* The exercise *
The listing beneath should be written out in full, exactly as shown.

===== Information supplied

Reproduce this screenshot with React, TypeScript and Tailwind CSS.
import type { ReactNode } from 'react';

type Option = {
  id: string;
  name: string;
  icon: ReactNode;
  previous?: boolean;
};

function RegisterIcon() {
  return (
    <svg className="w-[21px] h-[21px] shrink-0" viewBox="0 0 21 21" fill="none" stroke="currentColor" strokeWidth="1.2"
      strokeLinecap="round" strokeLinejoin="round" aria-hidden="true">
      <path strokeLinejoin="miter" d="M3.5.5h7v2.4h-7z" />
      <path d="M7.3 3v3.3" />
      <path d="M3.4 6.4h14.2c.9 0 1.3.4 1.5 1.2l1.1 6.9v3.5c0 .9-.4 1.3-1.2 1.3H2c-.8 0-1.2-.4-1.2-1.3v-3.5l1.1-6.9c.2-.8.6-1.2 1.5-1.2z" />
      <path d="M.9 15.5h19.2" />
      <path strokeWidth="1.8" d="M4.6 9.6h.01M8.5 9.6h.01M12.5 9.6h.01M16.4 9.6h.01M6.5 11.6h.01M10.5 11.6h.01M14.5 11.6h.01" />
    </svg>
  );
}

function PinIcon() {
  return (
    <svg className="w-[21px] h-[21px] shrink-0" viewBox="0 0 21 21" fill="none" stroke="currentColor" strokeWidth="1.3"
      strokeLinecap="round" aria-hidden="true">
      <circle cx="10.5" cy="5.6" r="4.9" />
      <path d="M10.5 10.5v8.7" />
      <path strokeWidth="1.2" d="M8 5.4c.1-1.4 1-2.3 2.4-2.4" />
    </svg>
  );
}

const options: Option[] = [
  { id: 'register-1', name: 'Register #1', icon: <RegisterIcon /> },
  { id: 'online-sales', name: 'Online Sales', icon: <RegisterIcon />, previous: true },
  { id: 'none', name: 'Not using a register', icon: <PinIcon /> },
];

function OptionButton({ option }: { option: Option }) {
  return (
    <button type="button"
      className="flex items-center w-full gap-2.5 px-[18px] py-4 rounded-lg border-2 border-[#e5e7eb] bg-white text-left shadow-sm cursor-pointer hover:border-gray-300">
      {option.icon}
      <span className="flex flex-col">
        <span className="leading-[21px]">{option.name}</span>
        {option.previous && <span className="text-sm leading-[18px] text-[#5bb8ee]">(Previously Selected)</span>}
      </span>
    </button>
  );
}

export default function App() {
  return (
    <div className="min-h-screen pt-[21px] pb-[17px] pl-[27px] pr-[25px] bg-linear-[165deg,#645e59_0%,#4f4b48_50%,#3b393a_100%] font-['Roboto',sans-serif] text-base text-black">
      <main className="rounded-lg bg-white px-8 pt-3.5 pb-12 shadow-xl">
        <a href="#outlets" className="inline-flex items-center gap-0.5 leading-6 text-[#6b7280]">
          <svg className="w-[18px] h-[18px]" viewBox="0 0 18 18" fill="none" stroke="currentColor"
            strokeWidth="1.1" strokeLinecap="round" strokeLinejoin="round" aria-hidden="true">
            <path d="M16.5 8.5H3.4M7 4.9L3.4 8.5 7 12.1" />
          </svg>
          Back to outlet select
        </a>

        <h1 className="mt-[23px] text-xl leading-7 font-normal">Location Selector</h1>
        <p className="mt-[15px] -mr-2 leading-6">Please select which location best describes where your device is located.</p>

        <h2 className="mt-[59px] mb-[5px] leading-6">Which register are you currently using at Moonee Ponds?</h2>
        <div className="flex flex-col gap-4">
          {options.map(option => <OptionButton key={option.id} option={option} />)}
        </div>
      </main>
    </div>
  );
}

==========

* Response *
Reproduce this screenshot with React, TypeScript and Tailwind CSS.
import type { ReactNode } from 'react';

type Option = {
  id: string;
  name: string;
  icon: ReactNode;
  previous?: boolean;
};

function RegisterIcon() {
  return (
    <svg className="w-[21px] h-[21px] shrink-0" viewBox="0 0 21 21" fill="none" stroke="currentColor" strokeWidth="1.2"
      strokeLinecap="round" strokeLinejoin="round" aria-hidden="true">
      <path strokeLinejoin="miter" d="M3.5.5h7v2.4h-7z" />
      <path d="M7.3 3v3.3" />
      <path d="M3.4 6.4h14.2c.9 0 1.3.4 1.5 1.2l1.1 6.9v3.5c0 .9-.4 1.3-1.2 1.3H2c-.8 0-1.2-.4-1.2-1.3v-3.5l1.1-6.9c.2-.8.6-1.2 1.5-1.2z" />
      <path d="M.9 15.5h19.2" />
      <path strokeWidth="1.8" d="M4.6 9.6h.01M8.5 9.6h.01M12.5 9.6h.01M16.4 9.6h.01M6.5 11.6h.01M10.5 11.6h.01M14.5 11.6h.01" />
    </svg>
  );
}

function PinIcon() {
  return (
    <svg className="w-[21px] h-[21px] shrink-0" viewBox="0 0 21 21" fill="none" stroke="currentColor" strokeWidth="1.3"
      strokeLinecap="round" aria-hidden="true">
      <circle cx="10.5" cy="5.6" r="4.9" />
      <path d="M10.5 10.5v8.7" />
      <path strokeWidth="1.2" d="M8 5.4c.1-1.4 1-2.3 2.4-2.4" />
    </svg>
  );
}

const options: Option[] = [
  { id: 'register-1', name: 'Register #1', icon: <RegisterIcon /> },
  { id: 'online-sales', name: 'Online Sales', icon: <RegisterIcon />, previous: true },
  { id: 'none', name: 'Not using a register', icon: <PinIcon /> },
];

function OptionButton({ option }: { option: Option }) {
  return (
    <button type="button"
      className="flex items-center w-full gap-2.5 px-[18px] py-4 rounded-lg border-2 border-[#e5e7eb] bg-white text-left shadow-sm cursor-pointer hover:border-gray-300">
      {option.icon}
      <span className="flex flex-col">
        <span className="leading-[21px]">{option.name}</span>
        {option.previous && <span className="text-sm leading-[18px] text-[#5bb8ee]">(Previously Selected)</span>}
      </span>
    </button>
  );
}

export default function App() {
  return (
    <div className="min-h-screen pt-[21px] pb-[17px] pl-[27px] pr-[25px] bg-linear-[165deg,#645e59_0%,#4f4b48_50%,#3b393a_100%] font-['Roboto',sans-serif] text-base text-black">
      <main className="rounded-lg bg-white px-8 pt-3.5 pb-12 shadow-xl">
        <a href="#outlets" className="inline-flex items-center gap-0.5 leading-6 text-[#6b7280]">
          <svg className="w-[18px] h-[18px]" viewBox="0 0 18 18" fill="none" stroke="currentColor"
            strokeWidth="1.1" strokeLinecap="round" strokeLinejoin="round" aria-hidden="true">
            <path d="M16.5 8.5H3.4M7 4.9L3.4 8.5 7 12.1" />
          </svg>
          Back to outlet select
        </a>

        <h1 className="mt-[23px] text-xl leading-7 font-normal">Location Selector</h1>
        <p className="mt-[15px] -mr-2 leading-6">Please select which location best describes where your device is located.</p>

        <h2 className="mt-[59px] mb-[5px] leading-6">Which register are you currently using at Moonee Ponds?</h2>
        <div className="flex flex-col gap-4">
          {options.map(option => <OptionButton key={option.id} option={option} />)}
        </div>
      </main>
    </div>
  );
}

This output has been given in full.